• **SOURCE EXCERPT**:
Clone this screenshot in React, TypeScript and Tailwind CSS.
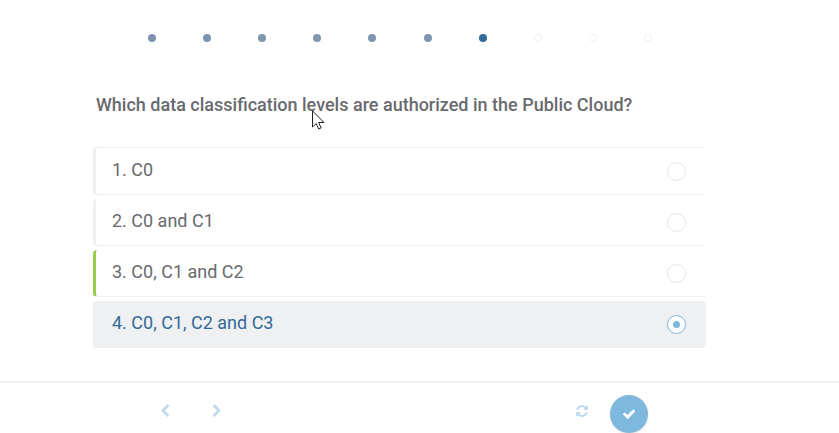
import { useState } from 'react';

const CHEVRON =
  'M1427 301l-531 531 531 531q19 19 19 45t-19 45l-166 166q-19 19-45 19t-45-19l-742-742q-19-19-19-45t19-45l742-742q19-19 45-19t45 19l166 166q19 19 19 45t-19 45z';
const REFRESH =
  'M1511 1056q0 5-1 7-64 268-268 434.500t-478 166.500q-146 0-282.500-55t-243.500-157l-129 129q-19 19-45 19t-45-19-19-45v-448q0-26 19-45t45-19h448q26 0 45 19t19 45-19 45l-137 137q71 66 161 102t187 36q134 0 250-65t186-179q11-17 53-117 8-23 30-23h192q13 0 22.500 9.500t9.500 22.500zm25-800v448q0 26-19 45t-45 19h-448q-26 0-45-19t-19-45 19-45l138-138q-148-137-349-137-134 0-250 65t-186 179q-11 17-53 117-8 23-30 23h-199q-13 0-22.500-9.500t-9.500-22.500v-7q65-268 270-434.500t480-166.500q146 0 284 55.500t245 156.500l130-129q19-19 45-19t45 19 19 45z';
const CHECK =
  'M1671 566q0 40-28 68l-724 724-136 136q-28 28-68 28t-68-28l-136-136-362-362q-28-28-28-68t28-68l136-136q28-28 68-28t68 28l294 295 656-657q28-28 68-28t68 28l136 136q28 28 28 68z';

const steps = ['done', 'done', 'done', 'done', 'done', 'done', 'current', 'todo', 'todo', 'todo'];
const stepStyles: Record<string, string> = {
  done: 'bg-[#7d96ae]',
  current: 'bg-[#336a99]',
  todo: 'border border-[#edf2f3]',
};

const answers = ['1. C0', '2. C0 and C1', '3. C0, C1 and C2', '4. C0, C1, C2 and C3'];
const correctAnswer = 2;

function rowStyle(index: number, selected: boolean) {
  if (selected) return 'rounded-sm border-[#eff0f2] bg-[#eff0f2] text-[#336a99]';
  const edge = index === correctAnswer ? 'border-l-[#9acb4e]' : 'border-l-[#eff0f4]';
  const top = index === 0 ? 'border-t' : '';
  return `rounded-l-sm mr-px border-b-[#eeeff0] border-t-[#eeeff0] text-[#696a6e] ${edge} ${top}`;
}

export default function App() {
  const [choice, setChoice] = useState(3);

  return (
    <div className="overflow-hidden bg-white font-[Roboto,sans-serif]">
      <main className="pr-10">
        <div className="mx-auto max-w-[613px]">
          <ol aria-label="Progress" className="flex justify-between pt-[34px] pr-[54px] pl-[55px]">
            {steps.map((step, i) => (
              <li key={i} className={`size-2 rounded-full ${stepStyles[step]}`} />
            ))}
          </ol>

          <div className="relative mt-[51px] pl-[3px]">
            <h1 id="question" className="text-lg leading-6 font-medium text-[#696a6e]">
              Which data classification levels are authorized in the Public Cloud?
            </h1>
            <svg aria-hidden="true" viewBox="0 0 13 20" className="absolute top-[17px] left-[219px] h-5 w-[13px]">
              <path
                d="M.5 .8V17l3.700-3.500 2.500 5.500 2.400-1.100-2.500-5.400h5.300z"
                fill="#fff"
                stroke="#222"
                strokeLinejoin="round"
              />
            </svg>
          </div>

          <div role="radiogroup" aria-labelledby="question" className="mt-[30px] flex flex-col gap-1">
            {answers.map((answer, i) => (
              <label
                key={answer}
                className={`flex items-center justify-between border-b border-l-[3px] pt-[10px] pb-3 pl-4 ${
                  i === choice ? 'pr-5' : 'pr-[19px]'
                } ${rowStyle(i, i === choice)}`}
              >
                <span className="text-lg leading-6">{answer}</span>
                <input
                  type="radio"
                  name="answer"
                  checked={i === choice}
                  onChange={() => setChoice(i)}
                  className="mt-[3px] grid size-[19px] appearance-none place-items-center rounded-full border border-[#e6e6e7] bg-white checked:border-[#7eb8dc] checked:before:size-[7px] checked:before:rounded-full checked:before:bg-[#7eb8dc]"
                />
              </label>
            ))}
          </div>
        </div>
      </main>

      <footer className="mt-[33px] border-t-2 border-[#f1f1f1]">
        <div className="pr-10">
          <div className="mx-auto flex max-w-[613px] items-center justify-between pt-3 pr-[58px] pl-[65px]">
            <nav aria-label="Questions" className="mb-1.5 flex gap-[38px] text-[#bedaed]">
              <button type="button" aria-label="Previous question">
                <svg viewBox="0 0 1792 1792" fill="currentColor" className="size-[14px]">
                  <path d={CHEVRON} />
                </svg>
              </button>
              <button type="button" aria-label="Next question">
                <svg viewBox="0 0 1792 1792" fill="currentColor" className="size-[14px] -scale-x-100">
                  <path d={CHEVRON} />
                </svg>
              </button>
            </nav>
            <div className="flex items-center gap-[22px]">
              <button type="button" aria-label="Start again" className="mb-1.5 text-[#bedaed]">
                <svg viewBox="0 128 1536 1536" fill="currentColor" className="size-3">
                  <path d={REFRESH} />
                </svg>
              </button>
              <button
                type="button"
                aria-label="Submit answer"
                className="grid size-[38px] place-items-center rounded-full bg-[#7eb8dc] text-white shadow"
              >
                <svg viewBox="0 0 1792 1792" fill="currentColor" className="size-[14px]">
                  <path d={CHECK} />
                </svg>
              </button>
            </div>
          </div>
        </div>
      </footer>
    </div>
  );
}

• **EXERCISE INSTRUCTIONS**: Restate the data word for word from its first line through the line with "28 28 68z';", leaving out any picture along the way.

• **REPLY TO THE EXERCISE**:
Clone this screenshot in React, TypeScript and Tailwind CSS.
import { useState } from 'react';

const CHEVRON =
  'M1427 301l-531 531 531 531q19 19 19 45t-19 45l-166 166q-19 19-45 19t-45-19l-742-742q-19-19-19-45t19-45l742-742q19-19 45-19t45 19l166 166q19 19 19 45t-19 45z';
const REFRESH =
  'M1511 1056q0 5-1 7-64 268-268 434.500t-478 166.500q-146 0-282.500-55t-243.500-157l-129 129q-19 19-45 19t-45-19-19-45v-448q0-26 19-45t45-19h448q26 0 45 19t19 45-19 45l-137 137q71 66 161 102t187 36q134 0 250-65t186-179q11-17 53-117 8-23 30-23h192q13 0 22.500 9.500t9.500 22.500zm25-800v448q0 26-19 45t-45 19h-448q-26 0-45-19t-19-45 19-45l138-138q-148-137-349-137-134 0-250 65t-186 179q-11 17-53 117-8 23-30 23h-199q-13 0-22.500-9.500t-9.500-22.500v-7q65-268 270-434.500t480-166.500q146 0 284 55.500t245 156.500l130-129q19-19 45-19t45 19 19 45z';
const CHECK =
  'M1671 566q0 40-28 68l-724 724-136 136q-28 28-68 28t-68-28l-136-136-362-362q-28-28-28-68t28-68l136-136q28-28 68-28t68 28l294 295 656-657q28-28 68-28t68 28l136 136q28 28 28 68z';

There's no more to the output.